To be fair, The Ghost Who Walks has a very different tone from the stripped-back garage rock of the White Stripes. It is an elegantly crafted album with a folksy, bluesy timbre accented by throaty organ music and cascading accordion chords that evoke lonesome cowboys and the depression-era dust bowls. Elson's voice – sparklingly clear with a hauntingly melodious quality – is startlingly good.

She cites Nick Cave and PJ Harvey as inspirations, but perhaps the biggest influence has not been music so much as the vast and changing vista of America itself. Since moving "on a whim" to Nashville five years ago from New York, Elson has been immersing herself in American literature, including John Steinbeck and Willa Cather. Timothy Egan's dust bowl saga The Worst Hard Time directly influenced two of her more theatrical tracks: "Mouths to Feed" and the Peggy Lee-inspired "100 Years from Now". "I like those stories that capture the brutality of life but there's still some kind of melancholy romance," she explains.

In person, it is quite easy to imagine Elson with her rust-coloured hair and translucent skin as a languidly beautiful prairie girl in some wild west saloon. No wonder she never felt like she fitted in back home. "Mmm, Oldham was strange," she says, vaguely. "I'm always aware of where I'm from and it's always kept me fighting."

Elson was born into a working-class family – her parents separated when she was seven and she has a twin sister, Kate, and two much older half-brothers. At school, she was gawky and gangly, and was bullied her for her strange looks and her pale skin – "The Ghost Who Walks" was an adolescent nickname. Did she feel the need to get away? "Oh yeah," she says, looking straight at me, "big time." At 16, Elson was spotted by a model scout while shopping in Manchester. Her mother was supportive but Elson did not tell anyone at school "for a really long time" because she knew she would be teased. "When it did get revealed that someone had asked me to be a model, it felt like every kid came up to me and laughed.

"The day I walked out the door, I was 16 and I was like, 'I'm never fucking coming back' and I didn't… I think if I had stayed in Oldham, I would have been a painfully shy, insecure and sort of beat-down person, and I knew there was more to me than that."

After a brief stint as a catalogue model, Elson got a job in Paris and moved to the city shortly afterwards, living in a cockroach-infested flat. She had stints in Tokyo and Milan before settling in New York, where she was persuaded by photographer Steven Meisel to shave her eyebrows. The result was so visually arresting that Elson was catapulted into the big-time, appearing on the covers of Vogue, Elle and W, as well as fronting international campaigns for Burberry, Chanel and Yves Saint Laurent.

And all the time, Elson was writing songs. In New York, living with fellow models Erin O'Connor and Maggie Rizer, she taught herself to play the guitar and recorded her efforts on a four-track.
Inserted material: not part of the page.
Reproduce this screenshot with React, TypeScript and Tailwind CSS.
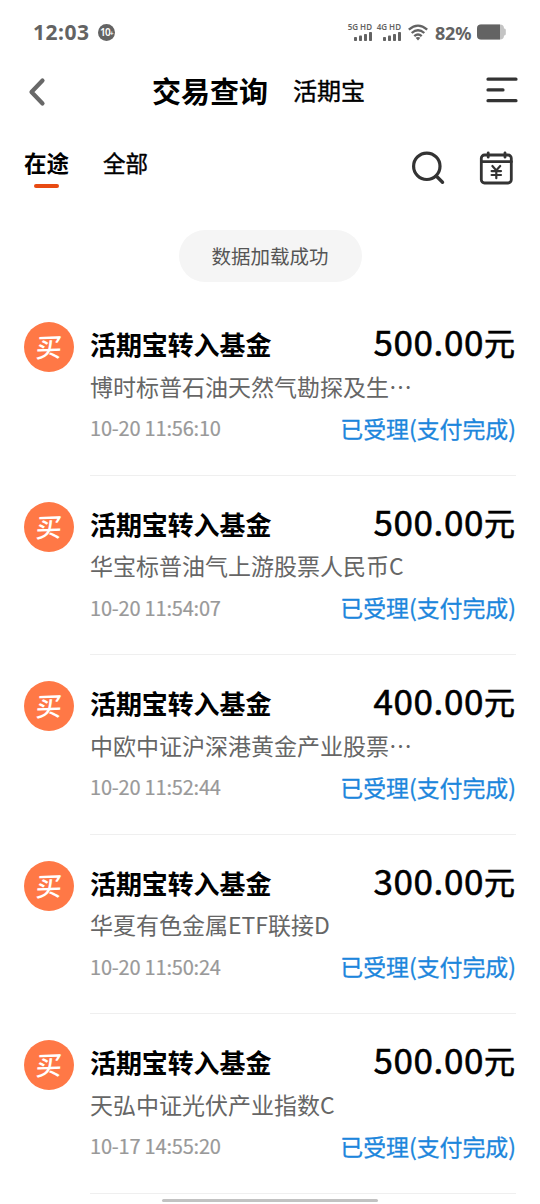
type Trade = {
  fund: string;
  time: string;
  amount: string;
};

const trades: Trade[] = [
  { fund: "博时标普石油天然气勘探及生⋯", time: "10-20 11:56:10", amount: "500.00" },
  { fund: "华宝标普油气上游股票人民币C", time: "10-20 11:54:07", amount: "500.00" },
  { fund: "中欧中证沪深港黄金产业股票⋯", time: "10-20 11:52:44", amount: "400.00" },
  { fund: "华夏有色金属ETF联接D", time: "10-20 11:50:24", amount: "300.00" },
  { fund: "天弘中证光伏产业指数C", time: "10-17 14:55:20", amount: "500.00" },
];

const Signal = ({ label }: { label: string }) => (
  <div className="flex w-[25px] flex-col items-end">
    <span className="text-[8px] font-semibold leading-[8px] whitespace-nowrap">{label}</span>
    <svg width="18" height="9" viewBox="0 0 18 9" fill="currentColor" className="mt-px">
      <rect x="0" y="5" width="3" height="4" rx="0.8" />
      <rect x="5" y="3.5" width="3" height="5.5" rx="0.8" />
      <rect x="10" y="2" width="3" height="7" rx="0.8" />
      <rect x="15" y="0" width="3" height="9" rx="0.8" />
    </svg>
  </div>
);

const StatusBar = () => (
  <div className="flex h-16 items-center justify-between pl-[33px] pr-[33px] text-[#636363]">
    <div className="flex items-center">
      <span className="w-[57px] font-['Noto_Sans'] text-[21px] font-bold leading-6 tracking-[0.5px] whitespace-nowrap">
        12:03
      </span>
      <span className="ml-2 flex size-[17px] items-center justify-center rounded-full bg-[#636363] font-['Noto_Sans'] text-[10px] font-semibold tracking-[-0.8px] text-white">
        10<span className="mt-1 text-[7px]">+</span>
      </span>
    </div>
    <div className="flex items-center font-['Noto_Sans']">
      <Signal label="5G HD" />
      <div className="ml-1">
        <Signal label="4G HD" />
      </div>
      <svg width="20" height="17" viewBox="0 0 20 17" fill="none" className="ml-[7px]">
        <g stroke="currentColor" strokeWidth="2.3">
          <path d="M0.8 5.6Q10 -2.4 19.2 5.6" />
          <path d="M3.7 9Q10 3.4 16.3 9" />
          <path d="M6.3 12.2Q10 8.8 13.7 12.2" />
        </g>
        <path d="M7.6 13.8Q10 12 12.4 13.8L10 16.6Z" fill="currentColor" />
      </svg>
      <span className="ml-[7px] mt-[2px] w-[37px] text-[18px] font-bold leading-6 tracking-[-0.2px] whitespace-nowrap">
        82%
      </span>
      <svg width="29" height="16" viewBox="0 0 29 16" className="ml-[5px] mr-px">
        <rect width="27" height="15" y="0.5" rx="4" fill="#c4c4c4" />
        <path d="M26.5 4.5h1a1.5 1.5 0 0 1 1.3 1.5v4a1.5 1.5 0 0 1-1.3 1.5h-1z" fill="#c4c4c4" />
        <path d="M4 .5h19v15H4a4 4 0 0 1-4-4v-7a4 4 0 0 1 4-4z" fill="#636363" />
      </svg>
    </div>
  </div>
);

const Header = () => (
  <div className="flex h-[52px] items-center pl-7 pr-[22px]">
    <svg width="18" height="30" viewBox="0 0 18 30" fill="none" className="mt-[3px]">
      <path
        d="M14.5 3.5L3.5 15l11 11.5"
        stroke="#686868"
        strokeWidth="4.2"
        strokeLinecap="round"
        strokeLinejoin="round"
      />
    </svg>
    <h1 className="ml-[106px] text-[29px] font-bold leading-10 whitespace-nowrap">交易查询</h1>
    <span className="ml-[25px] text-[24px] leading-10 whitespace-nowrap [-webkit-text-stroke:0.4px_black]">
      活期宝
    </span>
    <svg
      width="32"
      height="26"
      viewBox="0 0 32 26"
      stroke="#333"
      strokeWidth="3.2"
      strokeLinecap="round"
      className="ml-auto"
    >
      <path d="M2 2.2h28M2 12.9h15M2 23.7h28" />
    </svg>
  </div>
);

const Tabs = () => (
  <div className="flex h-[114px] items-start pl-6 pr-[27px]">
    <div className="mt-[30px] flex w-[45px] flex-col items-center">
      <span className="text-[22.5px] font-bold leading-8 whitespace-nowrap">在途</span>
      <span className="mt-[6px] h-1 w-[25px] rounded-full bg-[#e84a12]" />
    </div>
    <span className="ml-[34px] mt-[30px] text-[22.5px] leading-8 [-webkit-text-stroke:0.4px_black]">
      全部
    </span>
    <svg
      width="34"
      height="34"
      viewBox="0 0 34 34"
      fill="none"
      stroke="#333"
      strokeWidth="3.2"
      strokeLinecap="round"
      className="ml-auto mt-[35px]"
    >
      <circle cx="15.8" cy="15.3" r="13.2" />
      <path d="M25.5 25.3l6 6" strokeWidth="3.4" />
    </svg>
    <svg
      width="34"
      height="34"
      viewBox="0 0 34 34"
      fill="none"
      stroke="#333"
      strokeWidth="2.8"
      strokeLinecap="round"
      className="ml-[34px] mt-[35px]"
    >
      <rect x="2.3" y="4" width="30" height="28" rx="3.2" />
      <path d="M2.4 10.7h30M9.2 1.8v4.4M26 1.8v4.4" />
      <path d="M13.4 15l3.9 4.4L21.2 15M12.6 20.1H22M12.6 24H22M17.3 19.6v7.6" strokeWidth="2.2" />
    </svg>
  </div>
);

const TradeRow = ({ fund, time, amount }: Trade) => (
  <li className="flex h-[179.5px] pl-6 pr-6 pt-[26px]">
    <div className="flex size-[50px] shrink-0 items-center justify-center rounded-full bg-[#ff7846]">
      <span className="-mt-[2px] -skew-x-6 -rotate-2 text-[26px] font-medium leading-none text-white">
        买
      </span>
    </div>
    <div className="ml-4 grow border-b border-[#efefef]">
      <div className="flex h-[43px] items-center justify-between">
        <span className="text-[26px] font-bold tracking-[-0.1px]">活期宝转入基金</span>
        <span className="-mt-1 mr-px flex items-baseline text-[35px] tracking-[0.6px] [-webkit-text-stroke:0.6px_black]">
          {amount}
          <span className="relative -top-px text-[31px] tracking-normal">元</span>
        </span>
      </div>
      <div className="flex h-[42px] items-center text-[23px] text-[#666]">{fund}</div>
      <div className="flex h-[42px] items-center justify-between">
        <span className="text-[20px] tracking-[-0.2px] text-[#999] [-webkit-text-stroke:0.2px_#999]">
          {time}
        </span>
        <span className="text-[22.9px] text-[#1c86dc] [-webkit-text-stroke:0.3px_#1c86dc]">
          已受理(支付完成)
        </span>
      </div>
    </div>
  </li>
);

export default function App() {
  return (
    <div className="relative h-[1204px] w-[540px] overflow-hidden bg-white font-['Noto_Sans_CJK_SC',sans-serif] text-black">
      <StatusBar />
      <Header />
      <Tabs />
      <div className="mx-auto flex h-[52px] w-[183px] items-center justify-center rounded-full bg-[#f5f5f5] pb-px text-[19.5px] text-[#555]">
        数据加载成功
      </div>
      <ul className="mt-[14px]">
        {trades.map((trade) => (
          <TradeRow key={trade.time} {...trade} />
        ))}
      </ul>
      {/* home indicator */}
      <div className="absolute bottom-[2px] left-[162px] h-[3px] w-[216px] rounded-full bg-[#c2c2c2]" />
    </div>
  );
}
She says that she has always wanted to make music [she sang backing vocals on a remix of Robert Plant's "Last Time I Saw Her" in 2003 and is a founding member of New York-based political cabaret troupe the Citizens Band] – as a teenager, she used to front a Manchester salsa band – but that modelling got in the way. "I did make music with a few people but I truthfully don't think I was ready until now."

She says that part of what she now values about making music is the creative control. "I knew I had more in me than just standing up and having my picture taken… Being in the studio, I have to have an opinion." Elson gives an embarrassed giggle. "I love having an opinion."

Still, the history of models-turned-singers is not one defined by notable greatness. Naomi Campbell's dire mid-90s album, Babywoman, was written off by Q magazine as an example of "gobsmacking hubris". Kate Moss has repeatedly tried to muscle in on the act by duetting with various rock-star boyfriends with mixed results. And although Carla Bruni's first album sold more than 1.2 million copies, her most recent effort has been poorly received. Is Elson worried that she will be dismissed as just another model trying to sing?

"That's why it's taken me so long, because I was terrified of the judgment. I still am. I mean, I have days when I feel really confident in what I'm doing and there's other days when – trust me – I wake up and think: 'Who am I fucking kidding? You know, really, who am I kidding? I'm going to get slaughtered. People are going to laugh at me.' But I can't let that take over."

For a while, she was even unwilling to let her husband listen to her songs. As it was, any fears were unfounded: White's reaction was to get his wife to the studio as quickly as possible. "He definitely pushed me to do better… All his equipment is analogue not digital, so he has to be really hands-on and know what he's doing. There's no time for fixing anything that sounds no good, you've got to just do it, you've got to deliver it." In fact, two of the tracks on The Ghost Who Walks were recorded in a single take.

Elson will continue modelling for the time being, even if the album does well. Partly, the income it gives her is a useful means of financing her music (although presumably there is not much to worry about on that score: she and her husband were valued at $20m in a recent rich-list). But partly it is that writing the album has left her feeling more confident in front of the camera. "It's just this huge sense of relief I have with myself right now… It took me to be 31 to go, 'Wow, I'm really happy being a model.' I've finally got all this shit off my chest." She pauses and then adds, sheepishly: "I'm sorry, I don't mean to swear so much."

I don't think she needs to apologise: the giraffe seems not to have heard.